- Problem to work on -
Retype the data exactly, from its first line to the line containing "import React from", including both, and skip any picture.

- Provided data -
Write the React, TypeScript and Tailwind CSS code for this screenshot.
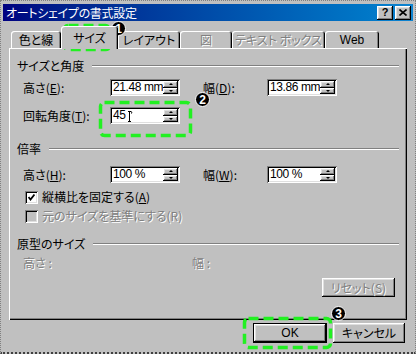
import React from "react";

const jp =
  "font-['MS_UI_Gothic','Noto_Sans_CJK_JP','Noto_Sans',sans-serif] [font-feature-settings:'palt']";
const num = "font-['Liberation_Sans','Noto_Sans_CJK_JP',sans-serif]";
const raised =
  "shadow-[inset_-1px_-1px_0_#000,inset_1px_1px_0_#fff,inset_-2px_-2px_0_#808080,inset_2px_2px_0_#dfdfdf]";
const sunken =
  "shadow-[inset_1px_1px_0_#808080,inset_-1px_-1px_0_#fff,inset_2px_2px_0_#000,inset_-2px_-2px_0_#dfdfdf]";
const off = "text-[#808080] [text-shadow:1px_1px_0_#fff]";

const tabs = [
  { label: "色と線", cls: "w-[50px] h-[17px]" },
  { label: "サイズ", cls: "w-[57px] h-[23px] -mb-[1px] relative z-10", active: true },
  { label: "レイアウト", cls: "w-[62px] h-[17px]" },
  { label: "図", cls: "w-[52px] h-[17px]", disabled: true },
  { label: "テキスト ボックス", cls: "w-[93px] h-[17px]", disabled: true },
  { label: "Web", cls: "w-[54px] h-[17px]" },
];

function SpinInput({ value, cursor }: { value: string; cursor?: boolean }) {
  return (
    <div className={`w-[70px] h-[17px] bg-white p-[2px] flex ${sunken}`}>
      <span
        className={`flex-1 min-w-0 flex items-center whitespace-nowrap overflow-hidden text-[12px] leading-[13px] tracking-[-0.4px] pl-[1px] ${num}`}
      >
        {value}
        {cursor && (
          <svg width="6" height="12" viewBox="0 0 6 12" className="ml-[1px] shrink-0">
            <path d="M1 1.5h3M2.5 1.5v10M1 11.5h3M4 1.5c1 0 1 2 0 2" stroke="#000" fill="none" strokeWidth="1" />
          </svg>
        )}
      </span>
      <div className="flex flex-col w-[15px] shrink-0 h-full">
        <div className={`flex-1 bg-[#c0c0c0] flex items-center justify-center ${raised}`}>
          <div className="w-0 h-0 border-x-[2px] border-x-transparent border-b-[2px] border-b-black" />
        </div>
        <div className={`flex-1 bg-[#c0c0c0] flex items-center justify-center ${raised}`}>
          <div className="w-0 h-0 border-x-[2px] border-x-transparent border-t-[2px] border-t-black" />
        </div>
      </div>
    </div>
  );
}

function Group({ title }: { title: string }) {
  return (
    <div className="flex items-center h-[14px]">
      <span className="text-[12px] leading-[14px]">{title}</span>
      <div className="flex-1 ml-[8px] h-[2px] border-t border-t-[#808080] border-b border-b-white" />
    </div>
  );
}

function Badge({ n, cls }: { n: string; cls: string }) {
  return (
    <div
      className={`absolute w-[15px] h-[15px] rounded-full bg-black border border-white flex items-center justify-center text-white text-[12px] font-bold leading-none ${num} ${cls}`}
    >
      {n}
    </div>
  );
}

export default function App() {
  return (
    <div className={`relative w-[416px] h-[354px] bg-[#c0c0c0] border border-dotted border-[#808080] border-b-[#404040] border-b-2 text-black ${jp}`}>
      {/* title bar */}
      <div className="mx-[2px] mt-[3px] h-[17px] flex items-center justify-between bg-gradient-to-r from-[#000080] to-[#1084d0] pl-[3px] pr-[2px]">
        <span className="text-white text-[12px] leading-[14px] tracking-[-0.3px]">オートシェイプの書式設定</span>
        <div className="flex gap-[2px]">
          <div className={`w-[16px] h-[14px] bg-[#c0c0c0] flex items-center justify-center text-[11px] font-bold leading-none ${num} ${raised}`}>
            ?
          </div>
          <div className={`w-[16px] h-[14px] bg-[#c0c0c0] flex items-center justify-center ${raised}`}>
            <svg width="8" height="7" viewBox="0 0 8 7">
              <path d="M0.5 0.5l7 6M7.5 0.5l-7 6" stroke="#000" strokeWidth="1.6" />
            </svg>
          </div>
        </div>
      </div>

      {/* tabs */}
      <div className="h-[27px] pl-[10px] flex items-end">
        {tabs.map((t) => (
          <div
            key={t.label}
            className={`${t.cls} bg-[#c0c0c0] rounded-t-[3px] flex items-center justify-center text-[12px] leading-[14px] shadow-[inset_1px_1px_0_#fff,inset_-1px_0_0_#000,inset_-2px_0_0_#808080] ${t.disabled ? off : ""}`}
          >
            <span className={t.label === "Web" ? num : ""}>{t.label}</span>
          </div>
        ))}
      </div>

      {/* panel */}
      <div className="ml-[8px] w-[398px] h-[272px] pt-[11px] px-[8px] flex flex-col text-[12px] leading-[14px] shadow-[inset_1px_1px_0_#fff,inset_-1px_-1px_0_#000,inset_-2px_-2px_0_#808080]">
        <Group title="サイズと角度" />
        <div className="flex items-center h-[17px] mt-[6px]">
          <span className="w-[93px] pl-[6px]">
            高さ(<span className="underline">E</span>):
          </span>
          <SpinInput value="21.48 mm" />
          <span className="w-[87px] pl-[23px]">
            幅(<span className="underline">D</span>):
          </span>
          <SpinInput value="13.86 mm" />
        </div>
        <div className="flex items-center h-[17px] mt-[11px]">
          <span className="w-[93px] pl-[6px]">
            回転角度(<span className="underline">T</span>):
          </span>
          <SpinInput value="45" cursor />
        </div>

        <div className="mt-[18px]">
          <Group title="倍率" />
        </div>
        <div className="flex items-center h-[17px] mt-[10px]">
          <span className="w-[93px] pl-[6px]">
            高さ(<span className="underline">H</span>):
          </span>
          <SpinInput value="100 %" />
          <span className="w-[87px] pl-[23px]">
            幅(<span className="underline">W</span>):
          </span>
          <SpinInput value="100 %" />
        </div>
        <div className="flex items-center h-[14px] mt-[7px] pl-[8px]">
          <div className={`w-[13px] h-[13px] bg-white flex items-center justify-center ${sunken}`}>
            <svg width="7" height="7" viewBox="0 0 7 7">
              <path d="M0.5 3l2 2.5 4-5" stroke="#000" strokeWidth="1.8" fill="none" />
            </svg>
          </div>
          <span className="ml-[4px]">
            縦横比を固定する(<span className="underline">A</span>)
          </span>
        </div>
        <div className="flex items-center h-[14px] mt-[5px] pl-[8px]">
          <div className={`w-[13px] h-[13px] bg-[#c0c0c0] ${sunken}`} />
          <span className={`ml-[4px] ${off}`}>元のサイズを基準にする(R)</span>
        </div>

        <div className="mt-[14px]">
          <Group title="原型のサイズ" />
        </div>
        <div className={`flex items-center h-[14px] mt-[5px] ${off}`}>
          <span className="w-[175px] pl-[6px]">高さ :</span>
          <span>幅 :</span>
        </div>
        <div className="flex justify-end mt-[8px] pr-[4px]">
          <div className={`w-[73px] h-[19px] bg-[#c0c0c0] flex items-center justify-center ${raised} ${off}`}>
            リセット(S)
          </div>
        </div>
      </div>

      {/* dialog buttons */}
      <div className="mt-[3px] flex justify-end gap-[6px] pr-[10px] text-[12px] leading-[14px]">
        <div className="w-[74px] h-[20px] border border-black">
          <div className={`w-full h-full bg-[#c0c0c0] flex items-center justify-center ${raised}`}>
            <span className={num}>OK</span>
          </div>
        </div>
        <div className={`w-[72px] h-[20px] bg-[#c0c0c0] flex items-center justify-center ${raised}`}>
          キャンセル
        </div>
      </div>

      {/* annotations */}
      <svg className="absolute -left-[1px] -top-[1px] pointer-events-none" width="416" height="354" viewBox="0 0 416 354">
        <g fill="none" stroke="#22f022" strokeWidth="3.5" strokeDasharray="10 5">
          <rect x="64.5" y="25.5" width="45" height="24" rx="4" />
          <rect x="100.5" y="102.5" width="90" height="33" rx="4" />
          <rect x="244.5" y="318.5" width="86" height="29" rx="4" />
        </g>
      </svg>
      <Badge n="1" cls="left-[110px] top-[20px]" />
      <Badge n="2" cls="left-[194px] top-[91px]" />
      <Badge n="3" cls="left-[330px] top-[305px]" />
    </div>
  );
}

- Complete response -
Write the React, TypeScript and Tailwind CSS code for this screenshot.
import React from "react";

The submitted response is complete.